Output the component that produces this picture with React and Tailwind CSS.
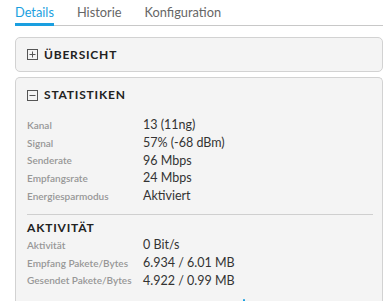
import React from 'react';

const stats = [
    ['Kanal', '13 (11ng)'],
    ['Signal', '57% (-68 dBm)'],
    ['Senderate', '96 Mbps'],
    ['Empfangsrate', '24 Mbps'],
    ['Energiesparmodus', 'Aktiviert'],
];

const activity = [
    ['Aktivität', '0 Bit/s'],
    ['Empfang Pakete/Bytes', '6.934 / 6.01 MB'],
    ['Gesendet Pakete/Bytes', '4.922 / 0.99 MB'],
];

// small square toggle icon, plus or minus
function BoxIcon({ open }) {
    return (
        <svg width="11" height="11" viewBox="0 0 11 11" className="shrink-0">
            <rect x="0.5" y="0.5" width="10" height="10" fill="none" stroke="#555" strokeWidth="1" />
            <line x1="2.5" y1="5.5" x2="8.5" y2="5.5" stroke="#555" strokeWidth="1" />
            {!open && <line x1="5.5" y1="2.5" x2="5.5" y2="8.5" stroke="#555" strokeWidth="1" />}
        </svg>
    );
}

function Rows({ items }) {
    return items.map(([label, value]) => (
        <div key={label} className="flex h-[17.6px] items-center">
            <span className="w-[116px] shrink-0 text-[10px] font-semibold text-[#979797]">{label}</span>
            <span className="text-[12.5px] text-[#333]">{value}</span>
        </div>
    ));
}

export default function App() {
    return (
        <div className="w-[389px] h-[301px] overflow-hidden bg-white pl-[15px] pr-[6px] font-['Lato',sans-serif]">
            {/* tabs */}
            <div className="flex h-[26px] gap-[23px] border-b border-[#c8c8c8] text-[12.8px]">
                <div className="flex items-center border-b-[3px] border-[#1a9fe0] pt-[3px] text-[#1a9fe0] -mb-[1px]">Details</div>
                <div className="flex items-center pt-[1px] text-[#666]">Historie</div>
                <div className="flex items-center pt-[1px] text-[#666]">Konfiguration</div>
            </div>

            {/* Übersicht */}
            <div className="mt-[11px] flex h-[35px] items-center gap-[6px] rounded-[5px] border border-[#d2d2d2] bg-[#f4f4f4] pl-[11px]">
                <BoxIcon open={false} />
                <span className="text-[12px] font-bold tracking-[0.8px] text-[#222]">ÜBERSICHT</span>
            </div>

            {/* Statistiken */}
            <div className="relative mt-[5px] h-[240px] rounded-t-[5px] border border-b-0 border-[#d2d2d2] bg-[#f4f4f4] pl-[11px] pr-[9px] pt-[10px]">
                <div className="flex h-[14px] items-center gap-[6px]">
                    <BoxIcon open={true} />
                    <span className="text-[12px] font-bold tracking-[0.8px] text-[#222]">STATISTIKEN</span>
                </div>
                <div className="mt-[15px]">
                    <Rows items={stats} />
                </div>
                <div className="mt-[9px] border-t border-[#cfcfcf]" />
                <div className="mt-[6px] flex h-[14px] items-center text-[12px] font-bold tracking-[0.8px] text-[#222]">AKTIVITÄT</div>
                <div className="mt-[2px]">
                    <Rows items={activity} />
                </div>
                <div className="absolute left-[227px] top-[221px] h-[3px] w-[2px] rounded-full bg-[#1a9fe0]" />
            </div>
        </div>
    );
}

# [GIVEN TASK]
Where a line of the material above holds the string "React", copy that line.

# [CORRECT RESULT]
Output the component that produces this picture with React and Tailwind CSS.
import React from 'react';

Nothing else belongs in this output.